* START *
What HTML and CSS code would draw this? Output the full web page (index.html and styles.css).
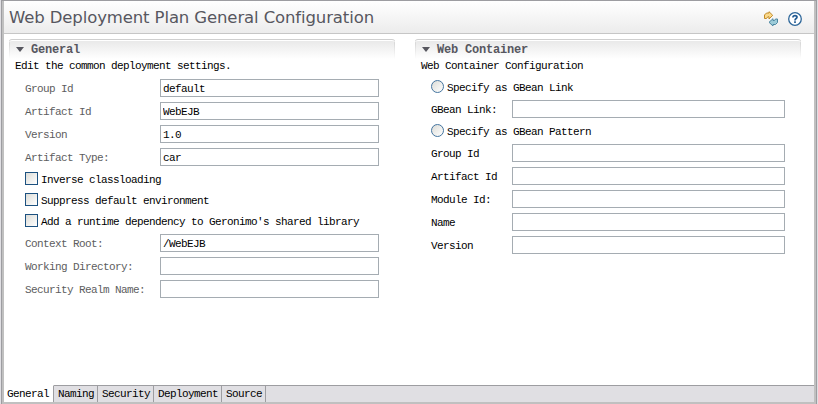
FILE: index.html
```html
<!DOCTYPE html>
<html lang="en">
<head>
<meta charset="utf-8">
<title>Web Deployment Plan</title>
<link rel="stylesheet" href="styles.css">
</head>
<body>
<div class="editor">
  <header class="title-bar">
    <h1 class="title">Web Deployment Plan General Configuration</h1>
    <div class="actions">
      <svg class="sync" width="16" height="16" viewBox="0 0 16 16">
        <path d="M1.500 7.500V4L3.500 2H6V0.700L9.700 4.300L6 8V5.800H4.800L3.500 7.500Z" fill="#fbd98a" stroke="#c08a28"/>
        <path d="M14.500 8V11.500L12.500 13.500H10V15L6 11.300L10 7.700V9.500H11.500L12.500 8Z" fill="#9ccbd8" stroke="#4b86a0"/>
      </svg>
      <svg class="help" width="14" height="14" viewBox="0 0 14 14">
        <circle cx="7" cy="7" r="6.300" fill="#fff" stroke="#2d6699" stroke-width="1.300"/>
        <path d="M5 5.500V5C5 3.200 9 3.200 9 5.200C9 6.600 7 6.500 7 8.400M7 9.300V11" fill="none" stroke="#215a92" stroke-width="1.700"/>
      </svg>
    </div>
  </header>
  <main class="page">
    <section class="section">
      <h2 class="section-head"><i class="twistie"></i>General</h2>
      <p class="desc">Edit the common deployment settings.</p>
      <div class="form general">
        <label class="row"><span>Group Id</span><input value="default"></label>
        <label class="row"><span>Artifact Id</span><input value="WebEJB"></label>
        <label class="row"><span>Version</span><input value="1.0"></label>
        <label class="row"><span>Artifact Type:</span><input value="car"></label>
        <label class="option"><i class="box"></i>Inverse classloading</label>
        <label class="option"><i class="box"></i>Suppress default environment</label>
        <label class="option"><i class="box"></i>Add a runtime dependency to Geronimo's shared library</label>
        <label class="row"><span>Context Root:</span><input value="/WebEJB"></label>
        <label class="row"><span>Working Directory:</span><input></label>
        <label class="row"><span>Security Realm Name:</span><input></label>
      </div>
    </section>
    <section class="section">
      <h2 class="section-head"><i class="twistie"></i>Web Container</h2>
      <p class="desc">Web Container Configuration</p>
      <div class="form container">
        <label class="option"><i class="box radio"></i>Specify as GBean Link</label>
        <label class="row"><span>GBean Link:</span><input></label>
        <label class="option"><i class="box radio"></i>Specify as GBean Pattern</label>
        <label class="row"><span>Group Id</span><input></label>
        <label class="row"><span>Artifact Id</span><input></label>
        <label class="row"><span>Module Id:</span><input></label>
        <label class="row"><span>Name</span><input></label>
        <label class="row"><span>Version</span><input></label>
      </div>
    </section>
  </main>
  <nav class="tabs">
    <span class="tab active">General</span><span class="tab">Naming</span><span class="tab">Security</span><span class="tab">Deployment</span><span class="tab">Source</span><span class="filler"></span>
  </nav>
</div>
</body>
</html>
```
FILE: styles.css
```css
* { box-sizing: border-box; }

body {
  margin: 0;
  padding: 0 1px;
  width: 818px;
  height: 404px;
  overflow: hidden;
  background: #e0dfe3;
  color: #000;
  font: 11px/14px "Liberation Mono", monospace;
  letter-spacing: -0.6px;
  white-space: nowrap;
}

.editor {
  display: flex;
  flex-direction: column;
  height: 404px;
  border: 1px solid #9d9da1;
  border-bottom: 0;
  box-shadow: inset 0 0 0 2px #c0c0c0;
  padding: 0 2px 2px;
}

.title-bar {
  display: flex;
  justify-content: space-between;
  height: 33px;
  flex: none;
  padding: 0 12px 0 5px;
  background: linear-gradient(#fff, #ececec);
  border-bottom: 1px solid #c6c6c6;
}

.title {
  margin: 6px 0 0;
  font: 16.5px/22px "DejaVu Sans", sans-serif;
  letter-spacing: -0.12px;
  color: #57575f;
}

.actions {
  display: flex;
  align-items: flex-start;
  gap: 9px;
  padding-top: 10px;
}

.help { margin-top: 1px; }

.page {
  flex: 1;
  display: grid;
  grid-template-columns: 386px 386px;
  column-gap: 20px;
  padding: 5px 0 0 5px;
  background: #fff;
}

.section-head {
  display: flex;
  align-items: center;
  height: 20px;
  margin: 0;
  padding-left: 7px;
  border-top: 1px solid #cfcfcf;
  border-radius: 3px 3px 0 0;
  background:
    linear-gradient(#d0d0d0, #fff) left / 1px 100% no-repeat,
    linear-gradient(#d0d0d0, #fff) right / 1px 100% no-repeat,
    linear-gradient(#e8e8e8, #fff);
  box-shadow: inset 0 1px #fff;
  font: bold 12px/18px "Liberation Mono", monospace;
  letter-spacing: -0.2px;
  color: #57575f;
}

.twistie {
  width: 8px;
  height: 5px;
  margin-right: 7px;
  background: #57575f;
  clip-path: polygon(0 0, 100% 0, 50% 100%);
}

.desc {
  margin: 0 0 6px;
  padding-left: 6px;
}

.form { padding-left: 16px; }

.row {
  display: grid;
  grid-template-columns: 135px 219px;
  align-items: center;
  height: 18px;
  margin-bottom: 5px;
}

.row span { padding-top: 1px; }

.general .row { color: #5d5d60; }

.container { padding-left: 15px; }
.container .row { grid-template-columns: 82px 273px; }
.container .row span { padding-left: 1px; }

input {
  width: 100%;
  height: 18px;
  padding: 1px 0 0 2px;
  border: 1px solid #a5acb2;
  border-radius: 0;
  background: #fff;
  color: #000;
  font: inherit;
  letter-spacing: inherit;
}

.option {
  display: flex;
  align-items: center;
  gap: 3px;
  height: 16px;
  margin-bottom: 5px;
  padding-top: 1px;
}

.box {
  width: 13px;
  height: 13px;
  margin-bottom: 2px;
  border: 1px solid #1c5180;
  background: linear-gradient(135deg, #dcdcd7, #fff);
}

.radio {
  margin-left: 1px;
  border-color: #44749f;
  border-radius: 50%;
}

.tabs {
  display: flex;
  height: 17px;
  flex: none;
  background: #fff;
}

.tab {
  padding: 1px 3px 0 4px;
  border-top: 1px solid #9d9da1;
  border-right: 1px solid #9d9da1;
  background: #e0dfe3;
}

.active {
  padding: 1px 4px 0 3px;
  border-top-color: #fff;
  background: #fff;
}

.filler {
  flex: 1;
  border-top: 1px solid #9d9da1;
  background: #e0dfe3;
}
```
* END *
GIVEN REQUEST: Pictures are excluded; output everything else in the data verbatim.

ANSWER TO THE EXERCISE:
What HTML and CSS code would draw this? Output the full web page (index.html and styles.css).
FILE: index.html
```html
<!DOCTYPE html>
<html lang="en">
<head>
<meta charset="utf-8">
<title>Web Deployment Plan</title>
<link rel="stylesheet" href="styles.css">
</head>
<body>
<div class="editor">
  <header class="title-bar">
    <h1 class="title">Web Deployment Plan General Configuration</h1>
    <div class="actions">
      <svg class="sync" width="16" height="16" viewBox="0 0 16 16">
        <path d="M1.500 7.500V4L3.500 2H6V0.700L9.700 4.300L6 8V5.800H4.800L3.500 7.500Z" fill="#fbd98a" stroke="#c08a28"/>
        <path d="M14.500 8V11.500L12.500 13.500H10V15L6 11.300L10 7.700V9.500H11.500L12.500 8Z" fill="#9ccbd8" stroke="#4b86a0"/>
      </svg>
      <svg class="help" width="14" height="14" viewBox="0 0 14 14">
        <circle cx="7" cy="7" r="6.300" fill="#fff" stroke="#2d6699" stroke-width="1.300"/>
        <path d="M5 5.500V5C5 3.200 9 3.200 9 5.200C9 6.600 7 6.500 7 8.400M7 9.300V11" fill="none" stroke="#215a92" stroke-width="1.700"/>
      </svg>
    </div>
  </header>
  <main class="page">
    <section class="section">
      <h2 class="section-head"><i class="twistie"></i>General</h2>
      <p class="desc">Edit the common deployment settings.</p>
      <div class="form general">
        <label class="row"><span>Group Id</span><input value="default"></label>
        <label class="row"><span>Artifact Id</span><input value="WebEJB"></label>
        <label class="row"><span>Version</span><input value="1.0"></label>
        <label class="row"><span>Artifact Type:</span><input value="car"></label>
        <label class="option"><i class="box"></i>Inverse classloading</label>
        <label class="option"><i class="box"></i>Suppress default environment</label>
        <label class="option"><i class="box"></i>Add a runtime dependency to Geronimo's shared library</label>
        <label class="row"><span>Context Root:</span><input value="/WebEJB"></label>
        <label class="row"><span>Working Directory:</span><input></label>
        <label class="row"><span>Security Realm Name:</span><input></label>
      </div>
    </section>
    <section class="section">
      <h2 class="section-head"><i class="twistie"></i>Web Container</h2>
      <p class="desc">Web Container Configuration</p>
      <div class="form container">
        <label class="option"><i class="box radio"></i>Specify as GBean Link</label>
        <label class="row"><span>GBean Link:</span><input></label>
        <label class="option"><i class="box radio"></i>Specify as GBean Pattern</label>
        <label class="row"><span>Group Id</span><input></label>
        <label class="row"><span>Artifact Id</span><input></label>
        <label class="row"><span>Module Id:</span><input></label>
        <label class="row"><span>Name</span><input></label>
        <label class="row"><span>Version</span><input></label>
      </div>
    </section>
  </main>
  <nav class="tabs">
    <span class="tab active">General</span><span class="tab">Naming</span><span class="tab">Security</span><span class="tab">Deployment</span><span class="tab">Source</span><span class="filler"></span>
  </nav>
</div>
</body>
</html>
```
FILE: styles.css
```css
* { box-sizing: border-box; }

body {
  margin: 0;
  padding: 0 1px;
  width: 818px;
  height: 404px;
  overflow: hidden;
  background: #e0dfe3;
  color: #000;
  font: 11px/14px "Liberation Mono", monospace;
  letter-spacing: -0.6px;
  white-space: nowrap;
}

.editor {
  display: flex;
  flex-direction: column;
  height: 404px;
  border: 1px solid #9d9da1;
  border-bottom: 0;
  box-shadow: inset 0 0 0 2px #c0c0c0;
  padding: 0 2px 2px;
}

.title-bar {
  display: flex;
  justify-content: space-between;
  height: 33px;
  flex: none;
  padding: 0 12px 0 5px;
  background: linear-gradient(#fff, #ececec);
  border-bottom: 1px solid #c6c6c6;
}

.title {
  margin: 6px 0 0;
  font: 16.5px/22px "DejaVu Sans", sans-serif;
  letter-spacing: -0.12px;
  color: #57575f;
}

.actions {
  display: flex;
  align-items: flex-start;
  gap: 9px;
  padding-top: 10px;
}

.help { margin-top: 1px; }

.page {
  flex: 1;
  display: grid;
  grid-template-columns: 386px 386px;
  column-gap: 20px;
  padding: 5px 0 0 5px;
  background: #fff;
}

.section-head {
  display: flex;
  align-items: center;
  height: 20px;
  margin: 0;
  padding-left: 7px;
  border-top: 1px solid #cfcfcf;
  border-radius: 3px 3px 0 0;
  background:
    linear-gradient(#d0d0d0, #fff) left / 1px 100% no-repeat,
    linear-gradient(#d0d0d0, #fff) right / 1px 100% no-repeat,
    linear-gradient(#e8e8e8, #fff);
  box-shadow: inset 0 1px #fff;
  font: bold 12px/18px "Liberation Mono", monospace;
  letter-spacing: -0.2px;
  color: #57575f;
}

.twistie {
  width: 8px;
  height: 5px;
  margin-right: 7px;
  background: #57575f;
  clip-path: polygon(0 0, 100% 0, 50% 100%);
}

.desc {
  margin: 0 0 6px;
  padding-left: 6px;
}

.form { padding-left: 16px; }

.row {
  display: grid;
  grid-template-columns: 135px 219px;
  align-items: center;
  height: 18px;
  margin-bottom: 5px;
}

.row span { padding-top: 1px; }

.general .row { color: #5d5d60; }

.container { padding-left: 15px; }
.container .row { grid-template-columns: 82px 273px; }
.container .row span { padding-left: 1px; }

input {
  width: 100%;
  height: 18px;
  padding: 1px 0 0 2px;
  border: 1px solid #a5acb2;
  border-radius: 0;
  background: #fff;
  color: #000;
  font: inherit;
  letter-spacing: inherit;
}

.option {
  display: flex;
  align-items: center;
  gap: 3px;
  height: 16px;
  margin-bottom: 5px;
  padding-top: 1px;
}

.box {
  width: 13px;
  height: 13px;
  margin-bottom: 2px;
  border: 1px solid #1c5180;
  background: linear-gradient(135deg, #dcdcd7, #fff);
}

.radio {
  margin-left: 1px;
  border-color: #44749f;
  border-radius: 50%;
}

.tabs {
  display: flex;
  height: 17px;
  flex: none;
  background: #fff;
}

.tab {
  padding: 1px 3px 0 4px;
  border-top: 1px solid #9d9da1;
  border-right: 1px solid #9d9da1;
  background: #e0dfe3;
}

.active {
  padding: 1px 4px 0 3px;
  border-top-color: #fff;
  background: #fff;
}

.filler {
  flex: 1;
  border-top: 1px solid #9d9da1;
  background: #e0dfe3;
}
```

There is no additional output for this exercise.